On August 12, 2024, Zura Bio Limited, a Cayman Islands exempted company (the “Company”), completed its previously announced exchange offer (the “Exchange Offer”) and consent solicitation (the “Consent Solicitation”) relating to its outstanding (i) public warrants to purchase Class A ordinary shares of the Company, par value $0.0001 per share (the “Class A ordinary shares”), which warrants trade on The Nasdaq Capital Market under the symbol “ZURAW” (the “public warrants”), and (ii) private placement warrants to purchase Class A ordinary shares (the “private placement warrants” and, together with the public warrants, the “IPO warrants”).
In connection with its completion of the Exchange Offer, the Company entered into an amendment, dated August 12, 2024 (the “Warrant Amendment”), to the warrant agreement governing the IPO warrants, dated as of July 16, 2021 (the “Warrant Agreement”), by and between the Company (as successor to JATT Acquisition Corp, the Company’s predecessor and a Cayman Islands exempted company) and Continental Stock Transfer & Trust Company (“CST”), as warrant agent.
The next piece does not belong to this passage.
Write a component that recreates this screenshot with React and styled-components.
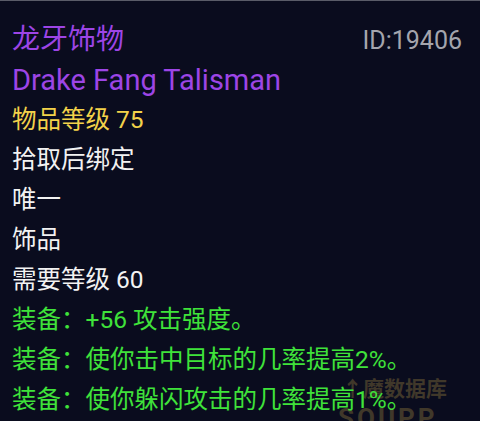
import React from "react";
import styled, { createGlobalStyle } from "styled-components";

const Global = createGlobalStyle`
  html, body { margin: 0; padding: 0; background: #0a0c1e; }
  body { width: 480px; height: 421px; overflow: hidden; }
`;

const Card = styled.div`
  position: relative;
  width: 480px;
  height: 421px;
  box-sizing: border-box;
  background: #0a0c1e;
  border-top: 1px solid #5a5c68;
  padding: 19px 12px 0 12px;
  font-family: Roboto, "Noto Sans CJK SC", sans-serif;
  overflow: hidden;
`;

const Content = styled.div`
  position: relative;
  z-index: 1;
`;

const Header = styled.div`
  display: flex;
  justify-content: space-between;
  align-items: baseline;
  height: 40px;
`;

const Title = styled.div`
  font-size: 28px;
  line-height: 40px;
  color: ${(p) => p.color};
`;

const Id = styled.div`
  font-size: 25px;
  color: #a4a5ad;
  padding-right: 6px;
`;

const Line = styled.div`
  font-size: ${(p) => p.size || 24.5}px;
  line-height: 40px;
  color: ${(p) => p.color};
  white-space: nowrap;
`;

const Watermark = styled.div`
  position: absolute;
  z-index: 0;
  left: 338px;
  top: 374px;
  display: flex;
  flex-direction: column;
  align-items: flex-start;
  color: #40382a;
  font-weight: 700;
  pointer-events: none;
`;

const WmTop = styled.div`
  font-size: 21px;
  line-height: 28px;
  padding-left: 4px;
`;

const WmBottom = styled.div`
  font-size: 26px;
  line-height: 30px;
  letter-spacing: 3px;
`;

const PURPLE = "#9d45e6";
const YELLOW = "#f3d24a";
const WHITE = "#f2f2f2";
const GREEN = "#3fe23a";

export default function App() {
  return (
    <>
      <Global />
      <Card>
        <Watermark>
          <WmTop>↑魔数据库</WmTop>
          <WmBottom>SOUPP</WmBottom>
        </Watermark>
        <Content>
          <Header>
            <Title color={PURPLE}>龙牙饰物</Title>
            <Id>ID:19406</Id>
          </Header>
          <Line size={29} color={PURPLE}>Drake Fang Talisman</Line>
          <Line color={YELLOW}>物品等级 75</Line>
          <Line color={WHITE}>拾取后绑定</Line>
          <Line color={WHITE}>唯一</Line>
          <Line color={WHITE}>饰品</Line>
          <Line color={WHITE}>需要等级 60</Line>
          <Line color={GREEN}>装备：+56 攻击强度。</Line>
          <Line color={GREEN}>装备：使你击中目标的几率提高2%。</Line>
          <Line color={GREEN}>装备：使你躲闪攻击的几率提高1%。</Line>
        </Content>
      </Card>
    </>
  );
}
The Warrant Amendment amends the Warrant Agreement to provide the Company with the right to mandatorily exchange the Company’s remaining outstanding IPO warrants for Class A ordinary shares at an exchange ratio of 0.27 Class A ordinary shares for each IPO warrant, which is a ratio 10% less than the exchange ratio applicable to the Exchange Offer.
Pursuant to the Warrant Amendment, the Company has the right to require the exchange of not less than all of the IPO warrants at any time while such IPO warrants are exercisable and prior to their expiration, at the office of CST, upon notice to the registered holders of the outstanding IPO warrants at least fifteen days prior to the date of exchange fixed by the Company. The Company has exercised its right, in accordance with the terms of the Warrant Amendment, to exchange all remaining untendered IPO warrants at an exchange ratio of 0.27 Class A ordinary shares for each remaining untendered IPO warrant (the “Post-Offer Exchange”). The Company has fixed the date for such exchange as August 27, 2024.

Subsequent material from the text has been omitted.